4A_484/2018: Doppelt relevante Tatsache; Qualifikation als Arbeitsvertrag; iura novit curia (Art. 57 ZPO)

Im Jahr 2012 wurde X. als per­sön­liche Assis­tentin von Z. angestellt. X. führte mit Z. während 38 Jahren bis zu dessen Tod im April 2014 eine Liebes­beziehung. Für die Anstel­lung zog X. von Liss­abon nach Genf, wo sie mit einem Monats­ge­halt sowie Kost und Logis ent­lohnt wurde. Ausser­dem wurde vere­in­bart, dass X. bei Beendi­gung des Ver­trags eine Entschädi­gung von CHF 36’000 erhal­ten sollte. Nach dem Hin­schied von Z. klagte X. gegen die Erben von Z. und ver­langte die Zahlung des fäl­li­gen Gehalts sowie der Entschädi­gung von CHF 36’000. Die beklagten Erben bracht­en ins­beson­dere vor, der Ver­trag sei nur geschlossen wor­den, um für X. eine Aufen­thalt­ser­laub­nis für die Schweiz erhältlich zu machen.

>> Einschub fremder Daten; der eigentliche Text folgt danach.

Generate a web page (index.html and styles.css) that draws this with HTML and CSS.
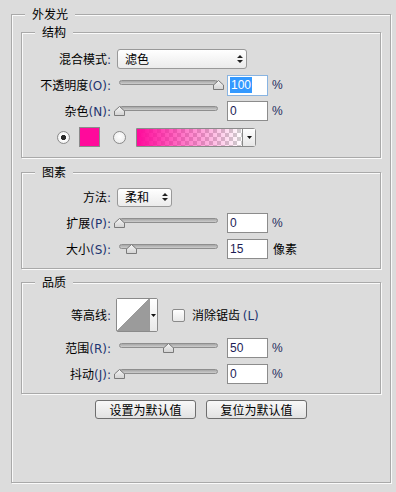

Das Tri­bunal des prud’hommes Genf hiess die Klage teil­weise gut und verpflichtete die Erben zur Zahlung der Entschädi­gung, verneinte jedoch das Vor­liegen eines Arbeitsver­trages. X. und Z. hät­ten einen Ver­trag sui gener­is geschlossen. Die zweite Instanz trat auf die Beru­fung der Erben nicht ein. Die The­o­rie der dop­pelt rel­e­van­ten Tat­sache sei in diesem Sta­di­um des Ver­fahrens nicht mehr anzuwen­den, weshalb man­gels eines Arbeitsver­trages keine arbeits­gerichtliche Zuständigkeit gegeben sei. Die gegen diesen Entscheid erhobene Beschw­erde hiess das Bun­des­gericht teil­weise gut und wies die Sache zur neuen Entschei­dung an die Vorin­stanz zurück (Urteil 4A_848/2018 vom 10.12.2019).

Das Bun­des­gericht erwog ins­beson­dere, komme das Gericht nach der The­o­rie der dop­pelt rel­e­van­ten Tat­sache ohne Berück­sich­ti­gung der Bestre­itung der Gegen­partei und ohne Beweis­ab­nah­men zum Schluss, es sei nicht zuständig, müsse es einen Nichtein­tretensentscheid fällen. Erachte sich dage­gen das Gericht als zuständig, sei die Begrün­de­theit der Klage zu prüfen und seien dazu die Beweise abzunehmen. Lasse sich die dop­pelt rel­e­vante Tat­sache nicht nach­weisen, müsse das Gericht einen Sachentscheid fällen und die Klage abweisen. So müsse das Arbeits­gericht die Klage abweisen, wenn es bei der Prü­fung der Begrün­de­theit fest­stellt, dass kein Arbeitsver­trag vor­liegt (zum Ganzen E. 5.2).

Mit Bezug auf den vor­liegen­den Fall stellte das Bun­des­gericht fest, die zweite Instanz hätte einen Sachentscheid fällen müssen. Die Vorin­stanz habe das Vor­liegen eines Arbeitsver­trages gestützt auf das Beweis­ergeb­nis nach einem umfassenden Beweisver­fahren verneint und mit diesem Vorge­hen seine Zuständigkeit impliz­it anerkan­nt (E. 5.3).

Das Bun­des­gericht erwog weit­er, im vor­liegen­den Fall sei beson­ders, dass für die Entschädi­gung von CHF 36’000 eine andere Rechts­grund­lage als der behauptete Arbeitsver­trag herange­zo­gen wor­den sei (E. 5.4). Auf­grund des Grund­satzes iura novit curia, wonach das Gericht das Recht von Amtes wegen anzuwen­den hat (Art. 57 ZPO), waren die Arbeits­gerichte gemäss Bun­des­gericht auch zur Prü­fung zuständig, ob die gel­tend gemachte Entschädi­gung von CHF 36’000 auf eine andere Rechts­grund­lage als den Arbeitsver­trag abgestützt wer­den könne (E. 5.5).

Ein Fachgericht könne sich deshalb nicht weigern, die gel­tend gemacht­en Klage­gründe zu prüfen, die mit der umstrit­te­nen Tat­sache in Verbindung ste­hen, auf denen die beson­dere Zuständigkeit des Fachgerichts beruht. Der Grund­satz iura novit curia ste­he der Aufteilung ein­er Zivilk­lage in je nach vorge­brachter Begrün­dung getren­nte Ver­fahren ent­ge­gen (E. 5.4).